What signals should you watch? Over the next month, three data points are critical: the August CPI and core PCE, the August employment report, and the September FOMC dot plot. If CPI comes in below 3.0% and core PCE below 2.5%, the market’s pricing will be validated, and crypto will have room to run. But if CPI prints above 3.5% due to sticky services inflation, the rate cut narrative dies, and crypto will suffer a sharp retracement.
Based on my cross-border flow analysis, I also track the dollar-yuan exchange rate as a proxy for global liquidity stress. If the dollar weakens and the yuan stabilizes, emerging market capital flows improve, benefiting crypto adoption. But if the dollar strengthens again due to rate cut disappointment, the outflow from EM assets will hit crypto hard.
The bottom line: the PPI plunge is a tactical gift for risk assets, but the market has front-run too aggressively. The asymmetry is now skewed to the downside for the short-term. Long-term, yes, a Fed pivot will eventually be bullish. But the path is not linear. I recommend positioning for volatility – protect your portfolio with options or reduce leverage. Do not fall for the liquidity illusion.
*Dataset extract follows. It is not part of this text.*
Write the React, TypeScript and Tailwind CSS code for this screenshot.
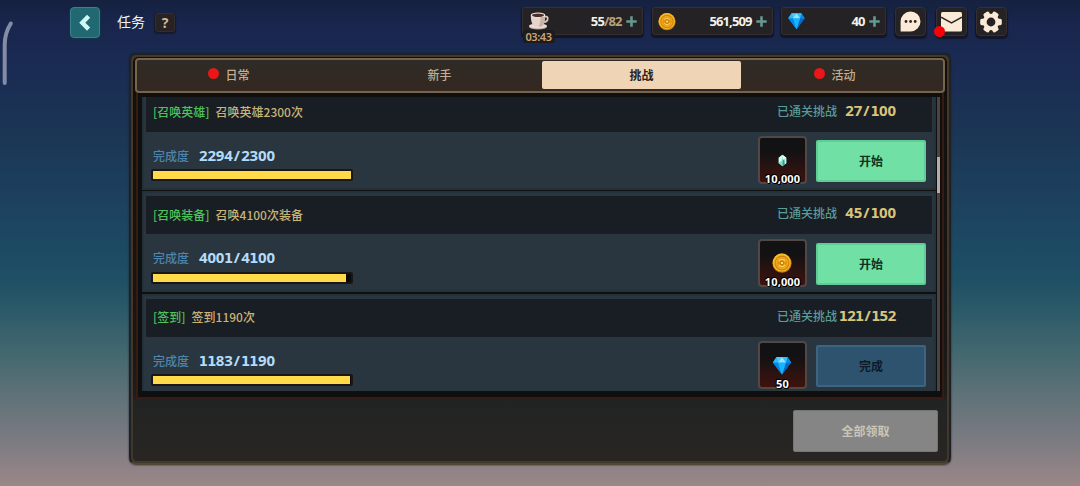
import type { ReactNode } from "react";

type Reward = "emerald" | "coin" | "gem";

interface Quest {
  tag: string;
  title: string;
  cleared: [number, number];
  progress: [number, number];
  fill: number;
  reward: Reward;
  amount: string;
  done: boolean;
}

const quests: Quest[] = [
  { tag: "召唤英雄", title: "召唤英雄2300次", cleared: [27, 100], progress: [2294, 2300], fill: 100, reward: "emerald", amount: "10,000", done: false },
  { tag: "召唤装备", title: "召唤4100次装备", cleared: [45, 100], progress: [4001, 4100], fill: 97.6, reward: "coin", amount: "10,000", done: false },
  { tag: "签到", title: "签到1190次", cleared: [121, 152], progress: [1183, 1190], fill: 99.4, reward: "gem", amount: "50", done: true },
];

const tabs = [
  { label: "日常", dot: true, active: false },
  { label: "新手", dot: false, active: false },
  { label: "挑战", dot: false, active: true },
  { label: "活动", dot: true, active: false },
];

function Coin({ className }: { className: string }) {
  return (
    <svg viewBox="0 0 20 20" className={className}>
      <circle cx="10" cy="10.2" r="9.6" fill="#c87908" />
      <circle cx="9.8" cy="9.6" r="9" fill="#f5bd2a" />
      <circle cx="10" cy="10" r="6.9" fill="#f0a91c" stroke="#ce820e" strokeWidth="1.2" />
      <path d="M10 4.8l3.6 1.6 1.6 3.6-1.6 3.6-3.6 1.6-3.6-1.6L4.8 10l1.6-3.6z" fill="#e4960f" />
      <path d="M7 8.2q.8-1.9 3-1.9t3 1.9M7 11.8q.8 1.9 3 1.9t3-1.9" fill="none" stroke="#ffd95a" strokeWidth="1.1" />
      <circle cx="10" cy="10" r="1.8" fill="#ffe06a" stroke="#b96f09" strokeWidth=".9" />
    </svg>
  );
}

function Gem({ className }: { className: string }) {
  return (
    <svg viewBox="0 0 20 20" className={className}>
      <path d="M4.2 1h11.6L19.6 6.8 10 19.6.4 6.8z" fill="#079af5" />
      <path d="M.4 6.8h5.4L10 19.6z" fill="#0784ea" />
      <path d="M19.6 6.8h-5.4L10 19.6z" fill="#0567c6" />
      <path d="M5.8 6.8h8.4L10 19.6z" fill="#18b5ff" />
      <path d="M4.2 1 .4 6.8h5.4z" fill="#35b8fb" />
      <path d="M15.8 1l3.8 5.8h-5.4z" fill="#0a86e6" />
      <path d="M4.2 1H10L5.8 6.8z" fill="#4cc9ff" />
      <path d="M10 1h5.8l-1.6 5.8z" fill="#2fc0ff" />
      <path d="M10 1 5.8 6.8h8.4z" fill="#8fe8ff" />
    </svg>
  );
}

function Emerald() {
  return (
    <svg viewBox="0 0 10 14" className="h-[13px] w-[9px]">
      <path d="M5 .5 9.2 4v6L5 13.5.8 10V4z" fill="#8fe3d2" />
      <path d="M5 .5.8 4v6L4 7.5z" fill="#d5fff2" />
      <path d="M5 .5 9.2 4 5.5 6z" fill="#effff9" />
      <path d="M9.2 4v6l-1.8 1.5L7 6z" fill="#c3f5e8" />
      <path d="M7 6l.4 5.5L5 13.5 5.2 7z" fill="#2f9c8e" />
      <path d="M.8 10 4 7.5l1 6z" fill="#7fd8c6" />
    </svg>
  );
}

function Cup() {
  return (
    <svg viewBox="0 0 20 18" className="h-[18px] w-[20px]">
      <ellipse cx="9" cy="14.8" rx="9" ry="2.8" fill="#b79f97" />
      <ellipse cx="9" cy="14" rx="9" ry="2.6" fill="#eadbd4" />
      <path d="M15.5 4.6h1.7q1.700 0 1.500 2.200-.3 3-4.200 3.600" fill="none" stroke="#d9c4bb" strokeWidth="1.8" />
      <path d="M1.8 3h14.400q0 8.800-3.200 11.500H5Q1.800 11.800 1.800 3z" fill="#e6d3ca" />
      <path d="M11.5 5h4.600q-.3 7-3.100 9.500h-3.500q2-3 2-9.500z" fill="#c9b1a8" />
      <ellipse cx="9" cy="3" rx="7.2" ry="2.4" fill="#f6ebe5" />
      <ellipse cx="9" cy="3.2" rx="6" ry="1.7" fill="#4b2d25" />
    </svg>
  );
}

function Gear() {
  return (
    <svg viewBox="-11 -11 22 22" className="h-[22px] w-[22px]">
      <g fill="#fbead6">
        <circle r="8.3" />
        {[0, 60, 120, 180, 240, 300].map((angle) => (
          <rect key={angle} x="5" y="-3.2" width="5.8" height="6.4" rx="1.6" transform={`rotate(${angle})`} />
        ))}
      </g>
      <circle r="4.4" fill="#242225" />
    </svg>
  );
}

function Plus() {
  return (
    <svg viewBox="0 0 11 11" className="h-[11px] w-[11px] shrink-0">
      <path d="M5.5.3v10.4M.3 5.5h10.4" stroke="#67988f" strokeWidth="2.6" />
    </svg>
  );
}

function Resource({ icon, children, className }: { icon: ReactNode; children: ReactNode; className: string }) {
  return (
    <div
      className={`relative flex h-[28px] shrink-0 items-center justify-between rounded-[3px] border border-[#35302f] bg-[#242225] pr-[5px] shadow-[0_2px_1px_1px_#131626] ${className}`}
    >
      {icon}
      <div className="flex items-center gap-[4px]">
        <span className="font-['Noto_Sans','Liberation_Sans',sans-serif] text-[13px] font-bold leading-none tracking-[-0.9px] text-[#f5f1e8]">
          {children}
        </span>
        <Plus />
      </div>
    </div>
  );
}

function IconButton({ children, className }: { children: ReactNode; className: string }) {
  return (
    <div
      className={`relative flex h-[29px] w-[31px] shrink-0 items-center justify-center rounded-[4px] border border-[#35302f] bg-[#242225] shadow-[0_2px_1px_1px_#131626] ${className}`}
    >
      {children}
    </div>
  );
}

function Ratio({ value, tight = false, className }: { value: [number, number]; tight?: boolean; className: string }) {
  return (
    <span className={`flex h-[16px] items-baseline font-bold leading-[16px] ${className}`}>
      {value.join("/").split("").map((char, index) => (
        <span
          key={index}
          className={`flex shrink-0 justify-center ${tight ? "w-[8.1px]" : "w-[8.45px]"} ${
            char === "1"
              ? "font-['DejaVu_Sans_Condensed','DejaVu_Sans',sans-serif] text-[14.5px] [font-stretch:condensed]"
              : "font-['Noto_Sans','Liberation_Sans',sans-serif] text-[15px]"
          }`}
        >
          {char}
        </span>
      ))}
    </span>
  );
}

function RewardBox({ kind, amount }: { kind: Reward; amount: string }) {
  return (
    <div className="relative flex h-[48px] w-[49px] shrink-0 items-center justify-center rounded-[4px] border-2 border-[#514845] bg-linear-to-b from-[#121113] from-30% to-[#3f110d] pr-px">
      {kind === "emerald" && <Emerald />}
      {kind === "coin" && <Coin className="h-[20px] w-[20px]" />}
      {kind === "gem" && <Gem className="h-[19px] w-[20px]" />}
      <span className="absolute inset-x-[-4px] bottom-[-3px] text-center font-['Noto_Sans','Liberation_Sans',sans-serif] text-[11px] font-bold leading-[13px] tracking-[0.15px] text-white [text-shadow:1px_0_#000,-1px_0_#000,0_1px_#000,0_-1px_#000,1px_1px_#000,-1px_-1px_#000]">
        {amount}
      </span>
    </div>
  );
}

function QuestRow({ quest }: { quest: Quest }) {
  return (
    <div className="h-[101px] shrink-0 border-2 border-[#23313a] bg-[#29363f] px-[2px] pt-[3px]">
      <div className="flex h-[38px] items-center justify-between bg-[#181e24] pl-[7px] pr-[36px]">
        <div className="flex items-center gap-[6px] pb-px text-[12px] font-medium leading-none">
          <span className="text-[#4fc25c]">[{quest.tag}]</span>
          <span className="text-[#c9b377]">{quest.title}</span>
        </div>
        <div className="flex items-center pb-[4px] text-[12px] font-medium leading-none text-[#5b9c9a]">
          <span>已通关挑战</span>
          <Ratio
            value={quest.cleared}
            tight={quest.cleared[0] > 99}
            className="mt-[-2px] w-[59px] justify-end text-[#d9c47c]"
          />
        </div>
      </div>
      <div className="flex justify-between pl-[5px] pr-[6px]">
        <div className="pt-[16px]">
          <div className="flex h-[16px] items-center gap-[10px] pl-[2px]">
            <span className="text-[12px] font-medium leading-none text-[#4d85b0]">完成度</span>
            <Ratio value={quest.progress} className="mt-[-2px] text-[#b3dbfa]" />
          </div>
          <div className="mt-[5.5px] h-[12px] w-[202px] rounded-[2px] border-2 border-[#1b1714] bg-[#0c0906]">
            <div className="h-full bg-[#ffdb4b]" style={{ width: `${quest.fill}%` }} />
          </div>
        </div>
        <div className="flex gap-[9px] pt-[4.5px]">
          <RewardBox kind={quest.reward} amount={quest.amount} />
          <button
            className={`mt-[4px] h-[42px] w-[110px] rounded-[2px] border-2 text-[12px] font-bold leading-none ${
              quest.done
                ? "border-[#3d6480] bg-[#2d536f] text-[#0d1b28]"
                : "border-[#62cc96] bg-[#70e0a4] text-[#0d3022]"
            }`}
          >
            {quest.done ? "完成" : "开始"}
          </button>
        </div>
      </div>
    </div>
  );
}

export default function App() {
  return (
    <div className="relative flex h-[486px] w-[1080px] flex-col overflow-hidden bg-[linear-gradient(180deg,#15213f_0px,#19254c_22px,#1a2b53_65px,#1b3454_125px,#1c3f5d_190px,#1c4963_245px,#1e5064_280px,#2a5968_308px,#44686f_355px,#627379_400px,#777a80_435px,#8f8286_468px,#9a8787_486px)] font-['Noto_Sans_CJK_SC',sans-serif]">
      <svg viewBox="0 0 16 90" className="absolute left-0 top-0 h-[90px] w-[16px]">
        <path d="M10.8 23.5Q4.7 33 4.7 45v38" fill="none" stroke="#848ba5" strokeWidth="4" strokeLinecap="round" />
      </svg>

      <header className="flex h-[53px] shrink-0 items-start pl-[70px] pr-[73.5px] pt-[7px]">
        <button className="flex h-[31px] w-[30px] items-center justify-center rounded-[4px] border border-[#3b8188] bg-[#216873] shadow-[0_1px_1px_1px_#123447]">
          <svg viewBox="0 0 12 18" className="h-[18px] w-[12px]">
            <path d="M9.6 2.3 3.3 8.7l6.3 6.4" fill="none" stroke="#cff7f4" strokeWidth="4.4" />
          </svg>
        </button>
        <h1 className="ml-[17px] text-[14px] leading-[28px] text-[#f0f3ee]">任务</h1>
        <span className="ml-[10px] mt-[6px] flex h-[19px] w-[20px] items-center justify-center rounded-[3px] border border-[#342d2d] bg-[#272223] font-['Noto_Sans',sans-serif] text-[14px] font-bold leading-none text-[#d3b793] shadow-[0_1px_1px_1px_#171a2a]">
          ?
        </span>

        <div className="ml-auto flex">
          <Resource className="w-[121px] pl-[6px]" icon={<Cup />}>
            55<span className="text-[#b8a078]">/82</span>
            <span className="absolute left-0 top-[22px] flex h-[13px] w-[32px] items-center justify-center rounded-[2px] bg-[#1e1b1f] text-[11px] font-semibold tracking-[-0.4px] text-[#c8a572]">
              03:43
            </span>
          </Resource>
          <Resource className="ml-[9px] w-[121px] pl-[5px]" icon={<Coin className="h-[19px] w-[18px]" />}>
            561,509
          </Resource>
          <Resource className="ml-[8px] w-[105px] pl-[6px]" icon={<Gem className="h-[18px] w-[17px]" />}>
            40
          </Resource>
          <IconButton className="ml-[9px]">
            <svg viewBox="0 0 21 21" className="h-[21px] w-[21px]">
              <path d="M10.5.4A10 10 0 1 1 10.5 20.4H.6V10.5A10 10 0 0 1 10.5.4z" fill="#fbead6" />
              <circle cx="6" cy="10.5" r="1.4" fill="#2a2526" />
              <circle cx="10.6" cy="10.5" r="1.4" fill="#2a2526" />
              <circle cx="15.2" cy="10.5" r="1.4" fill="#2a2526" />
            </svg>
          </IconButton>
          <IconButton className="ml-[10px]">
            <svg viewBox="0 0 21 20" className="h-[20px] w-[21px]">
              <rect width="21" height="19.5" rx="1.5" fill="#fbead6" />
              <path d="M0 5.2 10.5 11 21 5.2" fill="none" stroke="#2a2526" strokeWidth="1.5" />
            </svg>
            <span className="absolute left-[-3px] top-[18px] h-[11px] w-[11px] rounded-full bg-[#fb0007]" />
          </IconButton>
          <IconButton className="ml-[9px]">
            <Gear />
          </IconButton>
        </div>
      </header>

      <main className="ml-[129px] flex h-[412px] w-[822px] shrink-0 flex-col rounded-[7px] border-2 border-[#1e2228] border-b-[#4f4636] bg-linear-to-b from-[#443829] to-[#40382b] p-[2px] shadow-[0_0_2px_0_#1c2028]">
        <div className="flex min-h-0 flex-1 flex-col rounded-[5px] bg-linear-to-b from-[#120e0c] via-[#191614] via-70% to-[#282623] px-[2px] pt-[1px]">
          <nav className="flex h-[35px] shrink-0 items-start gap-[3px] rounded-[4px] border-2 border-[#77644f] bg-linear-to-b from-[#2f2b26] to-[#342820] px-[1px] pt-[1px]">
            {tabs.map((tab) => (
              <div
                key={tab.label}
                className={`flex h-[28px] w-[199px] shrink-0 items-center justify-center rounded-[2px] pb-px text-[12px] leading-none ${
                  tab.active ? "bg-[#efd5b5] font-bold text-[#29211c]" : "font-medium text-[#c3ae93]"
                }`}
              >
                <span className="relative">
                  {tab.label}
                  {tab.dot && (
                    <span className="absolute left-[-17px] top-[-1px] h-[11px] w-[11px] rounded-full bg-[#ec1518]" />
                  )}
                </span>
              </div>
            ))}
          </nav>

          <section className="mx-px flex h-[306px] shrink-0 border-x-2 border-b-2 border-[#341c15] bg-[#100f10] pb-[6px] pl-[4px] pr-[2px] pt-[4px]">
            <div className="min-w-0 flex-1 overflow-hidden">
              <div className="mt-[-8.5px] flex flex-col gap-[1.5px]">
                {quests.map((quest) => (
                  <QuestRow key={quest.tag} quest={quest} />
                ))}
              </div>
            </div>
            <div className="ml-px w-[3px] shrink-0 bg-[#4b4440] pt-[60px]">
              <div className="h-[36px] w-[3px] bg-[#b9aca6]" />
            </div>
          </section>

          <footer className="-mx-[2px] flex flex-1 justify-end rounded-b-[4px] bg-linear-to-b from-[#212323] to-[#292622] pr-[9px] pt-[11px]">
            <button className="h-[42px] w-[145px] rounded-[2px] border border-[#747474] bg-[#858585] text-[12px] font-bold leading-none text-[#c9c5b8]">
              全部领取
            </button>
          </footer>
        </div>
      </main>
    </div>
  );
}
The truth will be revealed in the next CPI print.
Where does this leave us? The PPI data is a positive development, but the magnitude of the market’s reaction has created an asymmetry. The risk-reward is skewed to the downside in the very near term as the market must confirm the trend with subsequent data points. My recommendation for crypto allocators: do not fade the pivot narrative completely, but also do not chase the momentum blindly. Use this moment to reduce leverage and increase exposure to assets with real demand – stablecoin yields, Bitcoin as collateral, and cross-border payment rails that benefit from dollar weakness.
The true test comes at the next FOMC meeting. If the dot plot shows a median of only one cut in 2025, the market will correct. If two or more cuts are projected, the rally has legs. For now, treat the PPI plunge as a tactical signal, not a strategic one. Liquidity is the only truth, but the truth can change with a single data revision.